This morning I was doing some errands and I started thinking about the police and how even though I’m white (and that plays a big part in how I interact with the police), I still don’t trust the police. And there are so many reasons why there should be mistrust and criticism of police – like how a black woman named Kamilah Brock spent 8 days in a mental health facility because she owned (and was driving) a BMW. (Brock was arrested after being questioned by police for dancing at a stoplight – something I as a white person do every single day without harassment because my whiteness protects me on so many levels.)
I’ve written about prisons before – like the relationship between slavery and mass incarceration and how corporations and wealthy people profit off of prisons. And it’s so important to continuously acknowledge the ways in which the US police force is just an extension of slavery and white supremacy and the 12 double standards that expose the white supremacy mindset of police. (Also, adding diversity to the force? Jamelle Bouie wrote about how diverse police departments won’t end police misconduct.)

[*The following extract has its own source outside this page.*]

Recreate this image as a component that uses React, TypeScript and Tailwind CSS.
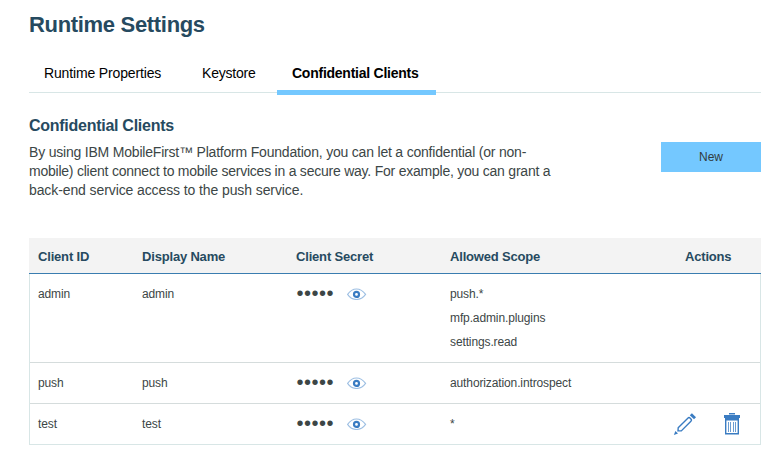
import React from "react";

type Client = { id: string; name: string; scopes: string[]; editable?: boolean };

const clients: Client[] = [
  { id: "admin", name: "admin", scopes: ["push.*", "mfp.admin.plugins", "settings.read"] },
  { id: "push", name: "push", scopes: ["authorization.introspect"] },
  { id: "test", name: "test", scopes: ["*"], editable: true },
];

const columns = "grid grid-cols-[104px_154px_154px_235px_1fr]";

function EyeIcon() {
  return (
    <svg width="20" height="12" viewBox="0 0 20 12" fill="none">
      <path d="M0.6 6.4C3 2.8 6 1 9.5 1S16 2.8 18.6 6.4C16 10 13 11.5 9.5 11.5S3 10 0.6 6.4Z" stroke="#9dbfe3" strokeWidth="1.1" />
      <circle cx="9.5" cy="6.4" r="2.5" stroke="#3a7cc2" strokeWidth="2.2" />
    </svg>
  );
}

function PencilIcon() {
  return (
    <svg width="24" height="24" viewBox="0 0 24 24" fill="none">
      <path d="M5.2 15.8L14.8 6.2Q16 5 17.2 6.2L17.9 6.9Q19.1 8.1 17.9 9.3L8.3 18.9L5 18.9Z" stroke="#3a7cc2" strokeWidth="1.4" />
      <path d="M16.8 3.2L18.9 1.2L23 5.2L21 7.3Z" fill="#3a7cc2" />
      <path d="M2.4 19L5 21.4L0.9 23Z" fill="#3a7cc2" />
    </svg>
  );
}

function TrashIcon() {
  return (
    <svg width="16" height="22" viewBox="0 0 16 22" fill="none">
      <path d="M5 0H11V1.5H5Z" fill="#3a7cc2" />
      <path d="M0 2H16V5H15V7.5H1V5H0Z" fill="#3a7cc2" />
      <path d="M1.7 6V20.8H14.3V6" stroke="#3a7cc2" strokeWidth="1.4" />
      <path d="M4.5 9V19M6.5 9V19M9.5 9V19M11.5 9V19" stroke="#6b9dd2" strokeWidth="1" />
    </svg>
  );
}

export default function App() {
  return (
    <main className="h-[464px] w-[779px] overflow-hidden bg-white pl-[29px] pr-[18px] pt-[11px] font-['Liberation_Sans',Arial,sans-serif] text-[#3c4646]">
      <h1 className="h-[28px] text-[22px] font-bold leading-[28px] tracking-[-0.32px] text-[#264a60]">Runtime Settings</h1>
      <nav className="mt-[13px] flex h-[41px] border-b border-[#d8e6e6] text-[14px] leading-[42px] text-black">
        <a className="w-[158px] pl-[15px] tracking-[-0.15px]">Runtime Properties</a>
        <a className="w-[90px] pl-[15px] tracking-[-0.2px]">Keystore</a>
        <a className="h-[43px] w-[159px] border-b-[5px] border-[#74c8ff] pl-[15px] font-bold tracking-[-0.25px]">Confidential Clients</a>
      </nav>
      <section className="flex h-[145px] items-start justify-between pt-[23px]">
        <div>
          <h2 className="text-[16px] font-bold leading-[20px] tracking-[-0.27px] text-[#264a60]">Confidential Clients</h2>
          <p className="mt-[7px] text-[14px] leading-[19px]">
            <span className="tracking-[-0.2px]">By using IBM MobileFirst™ Platform Foundation, you can let a confidential (or non-</span>
            <br />
            <span className="tracking-[-0.23px]">mobile) client connect to mobile services in a secure way. For example, you can grant a</span>
            <br />
            <span className="tracking-[-0.1px]">back-end service access to the push service.</span>
          </p>
        </div>
        <button className="mt-[26px] h-[30px] w-[100px] bg-[#74c8ff] text-[12px] leading-[30px] text-[#323c40]">New</button>
      </section>
      <section>
        <header className={`${columns} h-[36px] border-b border-[#3a7db0] bg-[#f3f3f3] pl-[9px] text-[13px] font-bold leading-[37px] tracking-[-0.18px] text-[#264a60]`}>
          <span>Client ID</span>
          <span>Display Name</span>
          <span>Client Secret</span>
          <span>Allowed Scope</span>
          <span>Actions</span>
        </header>
        <div className="divide-y divide-[#d5dcdc] border-x border-b border-x-[#d8e6e6] border-b-[#d8e6e6] text-[12px] tracking-[-0.12px]">
          {clients.map((client) => (
            <div key={client.id} className={`${columns} pb-[8px] pl-[8px] pt-[8px] leading-[24px]`}>
              <span>{client.id}</span>
              <span>{client.name}</span>
              <span className="flex h-[24px] items-center">
                <span className="w-[51px] pb-[2px] pl-[0.5px] text-[20px] leading-[24px] tracking-[0.5px]">•••••</span>
                <EyeIcon />
              </span>
              <span className="flex flex-col">
                {client.scopes.map((scope) => (
                  <span key={scope}>{scope}</span>
                ))}
              </span>
              <span className="-ml-[12px] flex h-[24px] items-center gap-[27px]">
                {client.editable && (
                  <>
                    <PencilIcon />
                    <TrashIcon />
                  </>
                )}
              </span>
            </div>
          ))}
        </div>
      </section>
    </main>
  );
}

There are plenty of cases in which police departments have problems with abuse of mentally ill individuals (sometimes resulting in death). The Justice Department found a pattern of abuse in the Portland OR police department back in 2012 and a study from the Portland Press Herald in Maine found that nearly half of the people shot by police in that state had mental health problems.
Since the death of Mike Brown in August 2014 and Eric Garner a month before that, police brutality in relation to race has also been discussed and addressed (particularly with the #BlackLivesMatter protests). I’ve written in relation to this before – writing about the #SayHerName demonstrations that protest police brutality and abuse against black women.
I admit that my whiteness buys me a lot of privilege in regards to so many things, including how the police interact with me. But at the same time, knowing the patterns of how police interact with those struggling with mental illness, people and communities of colors, and other things, I definitely don’t trust the police the way I was taught to growing up as a white kid.